Jordan claims he wouldn’t have suffered the accident — one month before the lockout-shortened season began — if he believed he was coming back. Fueled by an ongoing feud with general manager Jerry Krause, coach Phil Jackson determined it was time to step away.
“I asked (coach) Phil to come back. Phil said no. Michael said I won’t play for anybody other than Phil,” Reinsdorf said. “I met with Michael on the 3rd of July of that year and I said to him, ‘We’re in a lockout. Who knows when we’re going to play? Why don’t you wait until the lockout is over and maybe I can talk Phil into coming back?’ And he agreed.
“When the lockout was over, I still couldn’t talk Phil into coming back.”
When Jordan mentions in the final episode how nearly everyone would have been willing to come back for a chance at a fourth straight title, he acknowledges bringing back grossly underpaid wingman Scottie Pippen would have been a challenge, with the Hall of Famer — who repeatedly asked to be traded out of Chicago — finally a free agent.
“OK, let’s take that hypothetical.

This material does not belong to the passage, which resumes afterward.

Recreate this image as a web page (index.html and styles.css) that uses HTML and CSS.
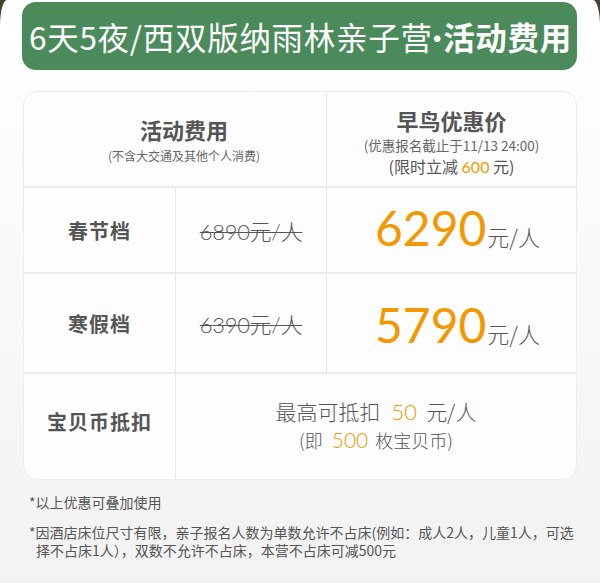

Scottie had Houston offering him a multi-year contract,” Reinsdorf said of Pippen’s five-year, $67.2 million offer from the Rockets. “You think he would’ve turned that down to come back for one year? I don’t think so.”
While Pippen had multiple productive years left, Reinsdorf, 84, points out the rest of the aging roster was on its last legs.
“Dennis Rodman had gone beyond the pale. As it turned out, he played 35 games after that,” Reinsdorf said. “Luc Longley was on his last legs. If we had brought that team back, they were gassed. Michael had been carrying that team.”
Doubt will always exist about when the dynasty should have ended. Reinsdorf, though, said there should be no debate about the game’s greatest player of all-time.
“This is history. It makes for fascinating stuff,” Reinsdorf said. “And ‘The Last Dance’ obviously should establish in the mind of any person with normal eyesight that Michael was beyond a doubt the greatest of all-time. In my mind, anytime anybody wants to talk to me about comparing Michael to LeBron (James), I’m going to tell them to please don’t waste my time.
“I’m really pleased it showed how great Michael was to people who hadn’t seen him play. I’m truly tired of people trying to compare LeBron to Michael when it’s not even close. They should try to compare LeBron with Oscar Robertson or Magic Johnson. Michael was so head-and-shoulders over everybody, and that really came out in this documentary. He was a phenomenon. We may never see another like him.”